Many jobs here, there are.


I really like the flexibility of the PTO system. As long as you leave yourself a buffer of days in case you get sick it works great.


We give people the option 4 weeks "Paid Time Off" or 3 weeks vacation and "unlimited" sick (although you move to short term disability if you need 5 or more days in a row). About 80 percent of people choose the latter.

We also give 7 fixed holidays and 5 floating holidays.


When I was still working as a game programmer in London, there were ~70 people working in what was effectively one big open-plan office. (it was somewhere between L and T-shaped, so not everyone could see everyone else) I used to come in well before everyone else, around 8:00-8:15 (most others came in ~9:45) because I was so much more productive in the 1½ hours with nobody around - it probably accounted for 50% of what I got done in a day.

Of course, come crunch time, I had to stay in just as late as everyone else, so my 8am starts quickly disappeared, and productivity along with it.

The communication argument for open-plan never made sense to me: if you want to talk to someone who isn't an immediate neighbour, you need to get up and walk over anyway. And you can still talk to your neighbours if you have shared 2-4 person offices, which are a vast improvement. (I prefer being on my own altogether, but maybe that's just me being a misanthrope)


I like sharing an office with another developer working on the same project. Working by my self with the door closed is more productive, but less social. What I hate is sharing an office with someone that is working on some other project.


I guess I need to clarify that I'd be fine with sharing an office with a friend or so. Just sharing with some random person you work with - meh.


As a rule of thumb, I am three times more productive at home than in any shared workspace. The actual workspace, getting there, dealing with the politics, background noise, for office work is incredibly unproductive. For collaboration use skype and email, and meet up once a week with colleagues. The technology for monitoring homeworking will be a very big sector over the next five years, to root out the slackers. Bring it on.


The technology for monitoring homeworking will be a very big sector over the next five years, to root out the slackers.

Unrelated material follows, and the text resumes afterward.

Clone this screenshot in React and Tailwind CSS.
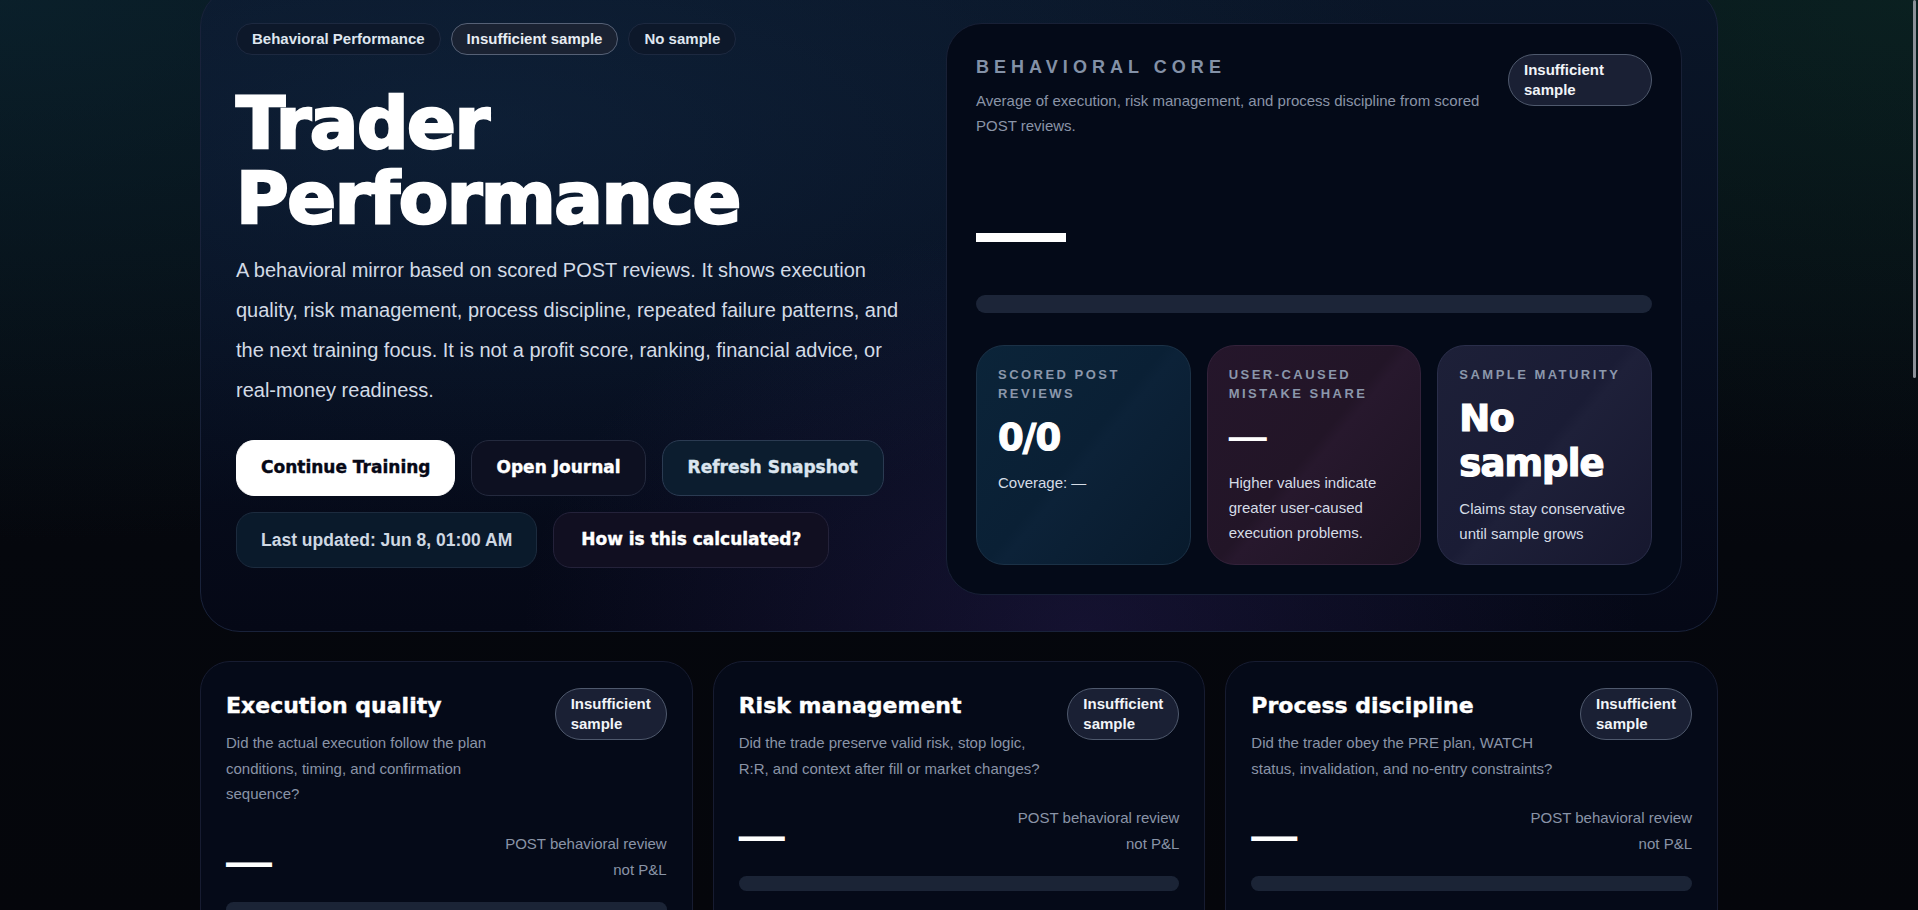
import React from 'react';

const heavy = "font-['DejaVu_Sans',sans-serif] font-bold";

const pills = [
  { label: 'Behavioral Performance', tone: 'border-[#1d2940] bg-[#0d182a] text-[#dfe6ef]' },
  { label: 'Insufficient sample', tone: 'border-[#566176] bg-[#1a2232] text-[#e8edf3]' },
  { label: 'No sample', tone: 'border-[#1d2940] bg-[#0d182a] text-[#dfe6ef]' },
];

const tiles = [
  {
    label: 'Scored POST reviews',
    value: '0/0',
    note: 'Coverage: —',
    tone: 'border-[#1b3146] bg-[linear-gradient(130deg,#0b2439_0%,#0a2035_48%,#0c2238_52%,#081a2c_100%)]',
  },
  {
    label: 'User-caused mistake share',
    value: '—',
    note: 'Higher values indicate greater user-caused execution problems.',
    tone: 'border-[#33223a] bg-[linear-gradient(130deg,#25162b_0%,#221527_48%,#27182d_52%,#1c1322_100%)]',
  },
  {
    label: 'Sample maturity',
    value: 'No sample',
    note: 'Claims stay conservative until sample grows',
    tone: 'border-[#2a2e4a] bg-[linear-gradient(130deg,#1d2038_0%,#1a1c35_48%,#1e2039_52%,#16172e_100%)]',
  },
];

const dimensions = [
  {
    title: 'Execution quality',
    text: 'Did the actual execution follow the plan conditions, timing, and confirmation sequence?',
  },
  {
    title: 'Risk management',
    text: 'Did the trade preserve valid risk, stop logic, R:R, and context after fill or market changes?',
  },
  {
    title: 'Process discipline',
    text: 'Did the trader obey the PRE plan, WATCH status, invalidation, and no-entry constraints?',
  },
];

function SampleBadge({ width }) {
  return (
    <span className={`${width} shrink-0 rounded-[26px] border border-[#4f596d] bg-[#1a2034] px-[15px] py-[5px] text-[15px] font-bold leading-5 text-[#f1f4f8]`}>
      Insufficient sample
    </span>
  );
}

function DimensionCard({ title, text }) {
  return (
    <div className="rounded-[30px] border border-[#171c31] bg-[#050a18] px-[25px] pt-[26px] pb-8">
      <div className="flex items-start gap-6">
        <div className="min-w-0 flex-1">
          <h3 className={`${heavy} text-[22px] leading-[36px] text-white [-webkit-text-stroke:0.4px_currentColor]`}>{title}</h3>
          <p className="mt-1.5 text-[15px] leading-[25.5px] text-[#8a94a7]">{text}</p>
        </div>
        <SampleBadge width="w-[112px]" />
      </div>
      <div className="mt-6 flex items-end justify-between">
        <span className="text-[46px] font-bold leading-[44px] text-white">—</span>
        <p className="text-right text-[15px] leading-[26px] text-[#8a94a7]">
          POST behavioral review
          <br />
          not P&amp;L
        </p>
      </div>
      <div className="mt-[19px] h-[15px] rounded-full bg-[#1b2436]" />
    </div>
  );
}

export default function App() {
  return (
    <div className="relative h-screen overflow-hidden bg-[radial-gradient(ellipse_at_0%_0%,rgba(14,48,62,0.45),transparent_42%),radial-gradient(ellipse_at_100%_0%,rgba(16,58,44,0.35),transparent_36%),linear-gradient(180deg,#07121a_0%,#05070d_60%,#05060b_100%)] font-['Liberation_Sans',Arial,sans-serif] text-white">
      {/* scrollbar thumb */}
      <div className="fixed right-[2px] top-0 h-[378px] w-[3px] rounded-full bg-[#8c9199]" />

      <div className="mx-auto max-w-[1518px]">
        <section className="mt-[-13px] grid grid-cols-[minmax(0,1fr)_736px] gap-9 rounded-[40px] border border-[#19223a] bg-[radial-gradient(ellipse_at_58%_100%,rgba(76,52,140,0.22),transparent_45%),radial-gradient(ellipse_at_18%_22%,rgba(22,52,84,0.35),transparent_55%),linear-gradient(180deg,#0a1628_0%,#070f20_50%,#050816_100%)] pl-[35px] pr-[35px] pt-[35px] pb-[36px]">
          <div>
            <div className="flex gap-2.5">
              {pills.map((p) => (
                <span key={p.label} className={`flex h-8 items-center rounded-full border px-[15px] text-[15px] font-bold ${p.tone}`}>
                  {p.label}
                </span>
              ))}
            </div>

            <h1 className={`${heavy} mt-[31px] text-[72px] tracking-[-0.02em] text-white [-webkit-text-stroke:2.5px_currentColor]`}>
              <span className="block h-[75px] leading-[75px]">Trader</span>
              <span className="block h-[75px] leading-[75px]">Performance</span>
            </h1>

            <p className="mt-3.5 text-[20px] leading-10 text-[#d3dbe6]">
              A behavioral mirror based on scored POST reviews. It shows execution quality, risk management, process discipline, repeated failure patterns, and the next training focus. It is not a profit score, ranking, financial advice, or real-money readiness.
            </p>

            <div className="mt-[30px] flex flex-wrap gap-4">
              <button className={`${heavy} h-14 rounded-[18px] border border-white bg-white px-6 text-[17px] text-[#060816] [-webkit-text-stroke:0.4px_currentColor]`}>
                Continue Training
              </button>
              <button className={`${heavy} h-14 rounded-[18px] border border-[#242a3e] bg-[#0d1021] px-6 text-[17px] text-white [-webkit-text-stroke:0.4px_currentColor]`}>
                Open Journal
              </button>
              <button className={`${heavy} h-14 rounded-[18px] border border-[#2b3b52] bg-[#0c1d2f] px-[25px] text-[17px] text-[#dbe5ef] [-webkit-text-stroke:0.4px_currentColor]`}>
                Refresh Snapshot
              </button>
              <div className="flex h-14 items-center rounded-[18px] border border-[#1c2b3e] bg-[#0a1a2b] px-6 text-[17.5px] font-bold text-[#cfd8e3]">
                Last updated: Jun 8, 01:00 AM
              </div>
              <button className={`${heavy} h-14 rounded-[18px] border border-[#24223a] bg-[#110f21] px-[27px] text-[17px] text-white [-webkit-text-stroke:0.4px_currentColor]`}>
                How is this calculated?
              </button>
            </div>
          </div>

          <div className="rounded-[36px] border border-[#182036] bg-[#040a18] px-[29px] pt-[30px] pb-[29px]">
            <div className="flex items-start gap-5">
              <div className="min-w-0 flex-1">
                <h2 className="text-[18px] font-bold uppercase leading-[26px] tracking-[0.28em] text-[#8391a7]">
                  Behavioral Core
                </h2>
                <p className="mt-2 text-[15px] leading-[25px] text-[#8a94a7]">
                  Average of execution, risk management, and process discipline from scored POST reviews.
                </p>
              </div>
              <SampleBadge width="w-[144px]" />
            </div>

            <div className="mt-12 text-[90px] font-bold leading-[90px] text-white">—</div>
            <div className="mt-[19px] h-[18px] rounded-full bg-[#1c2538]" />

            <div className="mt-8 grid grid-cols-3 gap-4">
              {tiles.map((t) => (
                <div key={t.label} className={`h-[220px] rounded-[28px] border px-[21px] pt-[19px] ${t.tone}`}>
                  <div className="text-[13px] font-bold uppercase leading-[19px] tracking-[0.19em] text-[#8b97ab]">
                    {t.label}
                  </div>
                  {t.value === '—' ? (
                    <div className="mt-3 text-[38px] font-bold leading-[45px] text-white">—</div>
                  ) : (
                    <div className={`${heavy} mt-3 text-[37px] leading-[45px] tracking-[-0.025em] text-white [-webkit-text-stroke:1.2px_currentColor]`}>
                      {t.value}
                    </div>
                  )}
                  <p className="mt-2.5 text-[15px] leading-[25px] text-[#d5dce6]">{t.note}</p>
                </div>
              ))}
            </div>
          </div>
        </section>

        <div className="mt-[29px] grid grid-cols-3 gap-5">
          {dimensions.map((d) => (
            <DimensionCard key={d.title} title={d.title} text={d.text} />
          ))}
        </div>
      </div>
    </div>
  );
}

You may be right, but the mindset of needing monitoring technology to root out the slackers in your workforce seems symptomatic of a larger problem of lacking meaningful metrics for whether actual productivity has occurred.


> lacking meaningful metrics for whether actual productivity has occurred.

I believe in the Pareto 80/20 rule and wonder some days whether I am falling into the other category (I don't believe it's static)

I was joking the other day with my co-worker about a new chat status message.

"Mike, Active, 15% brain activity"


Amen. I'll submit to a webcam if that's what it takes to keep people convinced I'm working, but I'd much rather have them say "he got his work done promptly and well, he's a-okay."


Just wait until you have a spouse and kids running around the house. Sometimes I need to go to the office early to get some sleep.